*What is needed*:
Set down every entry word for word. Omit the pictures.

*Entries shown*:
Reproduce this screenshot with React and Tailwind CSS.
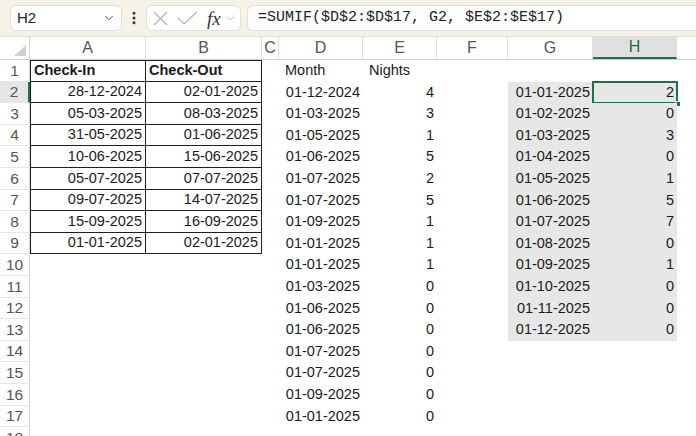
import React from "react";
import { ChevronDown, EllipsisVertical } from "lucide-react";

const COLS = [
  { k: "A", w: "w-[116px]" },
  { k: "B", w: "w-[116px]" },
  { k: "C", w: "w-[17px]" },
  { k: "D", w: "w-[84px]" },
  { k: "E", w: "w-[74px]" },
  { k: "F", w: "w-[71px]" },
  { k: "G", w: "w-[85px]" },
  { k: "H", w: "w-[84px]" },
];

const HEIGHTS = [
  "h-[22px]", "h-[21px]", "h-[22px]", "h-[21px]", "h-[22px]", "h-[22px]",
  "h-[21px]", "h-[22px]", "h-[21px]", "h-[22px]", "h-[22px]", "h-[21px]",
  "h-[22px]", "h-[21px]", "h-[22px]", "h-[22px]", "h-[21px]", "h-[22px]",
];

const AB = [
  ["28-12-2024", "02-01-2025"],
  ["05-03-2025", "08-03-2025"],
  ["31-05-2025", "01-06-2025"],
  ["10-06-2025", "15-06-2025"],
  ["05-07-2025", "07-07-2025"],
  ["09-07-2025", "14-07-2025"],
  ["15-09-2025", "16-09-2025"],
  ["01-01-2025", "02-01-2025"],
];

const DE = [
  ["01-12-2024", "4"], ["01-03-2025", "3"], ["01-05-2025", "1"], ["01-06-2025", "5"],
  ["01-07-2025", "2"], ["01-07-2025", "5"], ["01-09-2025", "1"], ["01-01-2025", "1"],
  ["01-01-2025", "1"], ["01-03-2025", "0"], ["01-06-2025", "0"], ["01-06-2025", "0"],
  ["01-07-2025", "0"], ["01-07-2025", "0"], ["01-09-2025", "0"], ["01-01-2025", "0"],
];

const GH = [
  ["01-01-2025", "2"], ["01-02-2025", "0"], ["01-03-2025", "3"], ["01-04-2025", "0"],
  ["01-05-2025", "1"], ["01-06-2025", "5"], ["01-07-2025", "7"], ["01-08-2025", "0"],
  ["01-09-2025", "1"], ["01-10-2025", "0"], ["01-11-2025", "0"], ["01-12-2025", "0"],
];

function cellData(r, k) {
  if (k === "A") {
    if (r === 1) return { t: "Check-In", bold: true };
    if (r <= 9) return { t: AB[r - 2][0], right: true };
  }
  if (k === "B") {
    if (r === 1) return { t: "Check-Out", bold: true };
    if (r <= 9) return { t: AB[r - 2][1], right: true };
  }
  if (k === "D") {
    if (r === 1) return { t: "Month", indent: true };
    if (r <= 17) return { t: DE[r - 2][0], right: true };
  }
  if (k === "E") {
    if (r === 1) return { t: "Nights", left: true };
    if (r <= 17) return { t: DE[r - 2][1], right: true };
  }
  if (k === "G" && r >= 2 && r <= 13) return { t: GH[r - 2][0], right: true };
  if (k === "H" && r >= 2 && r <= 13) return { t: GH[r - 2][1], right: true };
  return null;
}

function Cell({ r, col }) {
  const d = cellData(r, col.k);
  const boxed = (col.k === "A" || col.k === "B") && r <= 9;
  const grey = (col.k === "G" || col.k === "H") && r >= 2 && r <= 13;
  const cls = [
    "relative flex items-center shrink-0 h-full",
    col.w,
    boxed ? "border-r border-b border-[#1f1f1f]" : "",
    boxed && col.k === "A" ? "border-l" : "",
    boxed && r === 1 ? "border-t" : "",
    grey ? "bg-[#e7e7e7]" : "",
    d && d.right ? "justify-end pr-[3px]" : "",
    d && d.bold ? "pl-[3px] font-bold" : "",
    d && d.indent ? "pl-[6px]" : "",
    d && d.left ? "pl-[6px]" : "",
  ].join(" ");
  return (
    <div className={cls}>
      {d ? <span className="whitespace-nowrap">{d.t}</span> : null}
      {col.k === "H" && r === 2 ? (
        <>
          <div className="absolute top-[-1px] left-[-1px] right-[-1px] bottom-[-1px] border-2 border-[#1e7145]" />
          <div className="absolute right-[-4px] bottom-[-4px] w-[6px] h-[6px] bg-[#1e7145] border border-white" />
        </>
      ) : null}
    </div>
  );
}

export default function App() {
  const rows = Array.from({ length: 18 }, (_, i) => i + 1);
  return (
    <div className="w-[696px] h-[436px] overflow-hidden bg-white text-[#1a1a1a] font-['Liberation_Sans',Arial,sans-serif]">
      {/* Formula bar */}
      <div className="h-[37px] bg-[#f6f2e7] border-b border-[#e4dfd2] flex items-center pl-[10px]">
        <div className="w-[112px] h-[26px] bg-white border border-[#e4dfd2] rounded-[6px] flex items-center justify-between pl-[6px] pr-[5px]">
          <span className="text-[15px] text-[#222]">H2</span>
          <ChevronDown size={14} strokeWidth={1.6} className="text-[#444]" />
        </div>
        <div className="w-[24px] flex justify-center">
          <EllipsisVertical size={16} strokeWidth={2.6} className="text-[#333]" />
        </div>
        <div className="w-[95px] h-[26px] bg-white border border-[#e4dfd2] rounded-[6px] flex items-center pl-[6px]">
          <svg width="15" height="15" viewBox="0 0 15 15" className="shrink-0">
            <path d="M1 1 L14 14 M14 1 L1 14" stroke="#b4b4b4" strokeWidth="1.2" fill="none" />
          </svg>
          <svg width="21" height="14" viewBox="0 0 21 14" className="shrink-0 ml-[9px]">
            <path d="M1 7 L7 13 L20 1" stroke="#b4b4b4" strokeWidth="1.2" fill="none" />
          </svg>
          <span className="ml-[9px] text-[19px] italic text-[#333] font-['Liberation_Serif',serif] leading-none">fx</span>
          <ChevronDown size={13} strokeWidth={1.3} className="text-[#9a9a9a] ml-[3px]" />
        </div>
        <div className="ml-[6px] flex-1 h-[26px] bg-white border border-[#e4dfd2] border-r-0 rounded-l-[6px] flex items-center pl-[10px]">
          <span className="font-['Liberation_Mono',monospace] text-[15px] text-[#222] whitespace-nowrap">
            =SUMIF($D$2:$D$17, G2, $E$2:$E$17)
          </span>
        </div>
      </div>

      {/* Column headers */}
      <div className="flex h-[23px] border-b border-[#cfcfcf] text-[16px] text-[#555]">
        <div className="relative w-[30px] shrink-0 border-r border-[#d6d6d6]">
          <svg className="absolute right-[3px] bottom-[3px]" width="12" height="11" viewBox="0 0 12 11">
            <polygon points="12,0 12,11 0,11" fill="#cfcfcf" />
          </svg>
        </div>
        {COLS.map((c) => (
          <div
            key={c.k}
            className={
              "shrink-0 flex items-center justify-center border-r border-[#dedede] " +
              c.w +
              (c.k === "H" ? " bg-[#e0e0e0] text-[#1e6b41] border-b-2 border-b-[#1e7145]" : "")
            }
          >
            {c.k}
          </div>
        ))}
        <div className="flex-1" />
      </div>

      {/* Rows */}
      {rows.map((r) => (
        <div key={r} className={"flex text-[14.5px] " + HEIGHTS[r - 1]}>
          <div
            className={
              "w-[30px] shrink-0 flex items-center justify-center text-[15.5px] text-[#555] border-b border-[#e6e6e6] " +
              (r === 2 ? "bg-[#e6e6e6] border-r-2 border-r-[#1e7145]" : "border-r border-r-[#d6d6d6]")
            }
          >
            {r}
          </div>
          {COLS.map((c) => (
            <Cell key={c.k} r={r} col={c} />
          ))}
          <div className="flex-1" />
        </div>
      ))}
    </div>
  );
}
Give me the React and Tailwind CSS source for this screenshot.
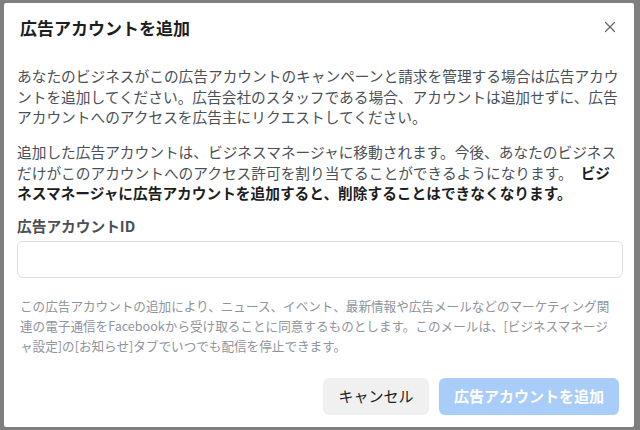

*Task solution*:
Reproduce this screenshot with React and Tailwind CSS.
import React from "react";
import { ChevronDown, EllipsisVertical } from "lucide-react";

const COLS = [
  { k: "A", w: "w-[116px]" },
  { k: "B", w: "w-[116px]" },
  { k: "C", w: "w-[17px]" },
  { k: "D", w: "w-[84px]" },
  { k: "E", w: "w-[74px]" },
  { k: "F", w: "w-[71px]" },
  { k: "G", w: "w-[85px]" },
  { k: "H", w: "w-[84px]" },
];

const HEIGHTS = [
  "h-[22px]", "h-[21px]", "h-[22px]", "h-[21px]", "h-[22px]", "h-[22px]",
  "h-[21px]", "h-[22px]", "h-[21px]", "h-[22px]", "h-[22px]", "h-[21px]",
  "h-[22px]", "h-[21px]", "h-[22px]", "h-[22px]", "h-[21px]", "h-[22px]",
];

const AB = [
  ["28-12-2024", "02-01-2025"],
  ["05-03-2025", "08-03-2025"],
  ["31-05-2025", "01-06-2025"],
  ["10-06-2025", "15-06-2025"],
  ["05-07-2025", "07-07-2025"],
  ["09-07-2025", "14-07-2025"],
  ["15-09-2025", "16-09-2025"],
  ["01-01-2025", "02-01-2025"],
];

const DE = [
  ["01-12-2024", "4"], ["01-03-2025", "3"], ["01-05-2025", "1"], ["01-06-2025", "5"],
  ["01-07-2025", "2"], ["01-07-2025", "5"], ["01-09-2025", "1"], ["01-01-2025", "1"],
  ["01-01-2025", "1"], ["01-03-2025", "0"], ["01-06-2025", "0"], ["01-06-2025", "0"],
  ["01-07-2025", "0"], ["01-07-2025", "0"], ["01-09-2025", "0"], ["01-01-2025", "0"],
];

const GH = [
  ["01-01-2025", "2"], ["01-02-2025", "0"], ["01-03-2025", "3"], ["01-04-2025", "0"],
  ["01-05-2025", "1"], ["01-06-2025", "5"], ["01-07-2025", "7"], ["01-08-2025", "0"],
  ["01-09-2025", "1"], ["01-10-2025", "0"], ["01-11-2025", "0"], ["01-12-2025", "0"],
];

function cellData(r, k) {
  if (k === "A") {
    if (r === 1) return { t: "Check-In", bold: true };
    if (r <= 9) return { t: AB[r - 2][0], right: true };
  }
  if (k === "B") {
    if (r === 1) return { t: "Check-Out", bold: true };
    if (r <= 9) return { t: AB[r - 2][1], right: true };
  }
  if (k === "D") {
    if (r === 1) return { t: "Month", indent: true };
    if (r <= 17) return { t: DE[r - 2][0], right: true };
  }
  if (k === "E") {
    if (r === 1) return { t: "Nights", left: true };
    if (r <= 17) return { t: DE[r - 2][1], right: true };
  }
  if (k === "G" && r >= 2 && r <= 13) return { t: GH[r - 2][0], right: true };
  if (k === "H" && r >= 2 && r <= 13) return { t: GH[r - 2][1], right: true };
  return null;
}

function Cell({ r, col }) {
  const d = cellData(r, col.k);
  const boxed = (col.k === "A" || col.k === "B") && r <= 9;
  const grey = (col.k === "G" || col.k === "H") && r >= 2 && r <= 13;
  const cls = [
    "relative flex items-center shrink-0 h-full",
    col.w,
    boxed ? "border-r border-b border-[#1f1f1f]" : "",
    boxed && col.k === "A" ? "border-l" : "",
    boxed && r === 1 ? "border-t" : "",
    grey ? "bg-[#e7e7e7]" : "",
    d && d.right ? "justify-end pr-[3px]" : "",
    d && d.bold ? "pl-[3px] font-bold" : "",
    d && d.indent ? "pl-[6px]" : "",
    d && d.left ? "pl-[6px]" : "",
  ].join(" ");
  return (
    <div className={cls}>
      {d ? <span className="whitespace-nowrap">{d.t}</span> : null}
      {col.k === "H" && r === 2 ? (
        <>
          <div className="absolute top-[-1px] left-[-1px] right-[-1px] bottom-[-1px] border-2 border-[#1e7145]" />
          <div className="absolute right-[-4px] bottom-[-4px] w-[6px] h-[6px] bg-[#1e7145] border border-white" />
        </>
      ) : null}
    </div>
  );
}

export default function App() {
  const rows = Array.from({ length: 18 }, (_, i) => i + 1);
  return (
    <div className="w-[696px] h-[436px] overflow-hidden bg-white text-[#1a1a1a] font-['Liberation_Sans',Arial,sans-serif]">
      {/* Formula bar */}
      <div className="h-[37px] bg-[#f6f2e7] border-b border-[#e4dfd2] flex items-center pl-[10px]">
        <div className="w-[112px] h-[26px] bg-white border border-[#e4dfd2] rounded-[6px] flex items-center justify-between pl-[6px] pr-[5px]">
          <span className="text-[15px] text-[#222]">H2</span>
          <ChevronDown size={14} strokeWidth={1.6} className="text-[#444]" />
        </div>
        <div className="w-[24px] flex justify-center">
          <EllipsisVertical size={16} strokeWidth={2.6} className="text-[#333]" />
        </div>
        <div className="w-[95px] h-[26px] bg-white border border-[#e4dfd2] rounded-[6px] flex items-center pl-[6px]">
          <svg width="15" height="15" viewBox="0 0 15 15" className="shrink-0">
            <path d="M1 1 L14 14 M14 1 L1 14" stroke="#b4b4b4" strokeWidth="1.2" fill="none" />
          </svg>
          <svg width="21" height="14" viewBox="0 0 21 14" className="shrink-0 ml-[9px]">
            <path d="M1 7 L7 13 L20 1" stroke="#b4b4b4" strokeWidth="1.2" fill="none" />
          </svg>
          <span className="ml-[9px] text-[19px] italic text-[#333] font-['Liberation_Serif',serif] leading-none">fx</span>
          <ChevronDown size={13} strokeWidth={1.3} className="text-[#9a9a9a] ml-[3px]" />
        </div>
        <div className="ml-[6px] flex-1 h-[26px] bg-white border border-[#e4dfd2] border-r-0 rounded-l-[6px] flex items-center pl-[10px]">
          <span className="font-['Liberation_Mono',monospace] text-[15px] text-[#222] whitespace-nowrap">
            =SUMIF($D$2:$D$17, G2, $E$2:$E$17)
          </span>
        </div>
      </div>

      {/* Column headers */}
      <div className="flex h-[23px] border-b border-[#cfcfcf] text-[16px] text-[#555]">
        <div className="relative w-[30px] shrink-0 border-r border-[#d6d6d6]">
          <svg className="absolute right-[3px] bottom-[3px]" width="12" height="11" viewBox="0 0 12 11">
            <polygon points="12,0 12,11 0,11" fill="#cfcfcf" />
          </svg>
        </div>
        {COLS.map((c) => (
          <div
            key={c.k}
            className={
              "shrink-0 flex items-center justify-center border-r border-[#dedede] " +
              c.w +
              (c.k === "H" ? " bg-[#e0e0e0] text-[#1e6b41] border-b-2 border-b-[#1e7145]" : "")
            }
          >
            {c.k}
          </div>
        ))}
        <div className="flex-1" />
      </div>

      {/* Rows */}
      {rows.map((r) => (
        <div key={r} className={"flex text-[14.5px] " + HEIGHTS[r - 1]}>
          <div
            className={
              "w-[30px] shrink-0 flex items-center justify-center text-[15.5px] text-[#555] border-b border-[#e6e6e6] " +
              (r === 2 ? "bg-[#e6e6e6] border-r-2 border-r-[#1e7145]" : "border-r border-r-[#d6d6d6]")
            }
          >
            {r}
          </div>
          {COLS.map((c) => (
            <Cell key={c.k} r={r} col={c} />
          ))}
          <div className="flex-1" />
        </div>
      ))}
    </div>
  );
}
Give me the React and Tailwind CSS source for this screenshot.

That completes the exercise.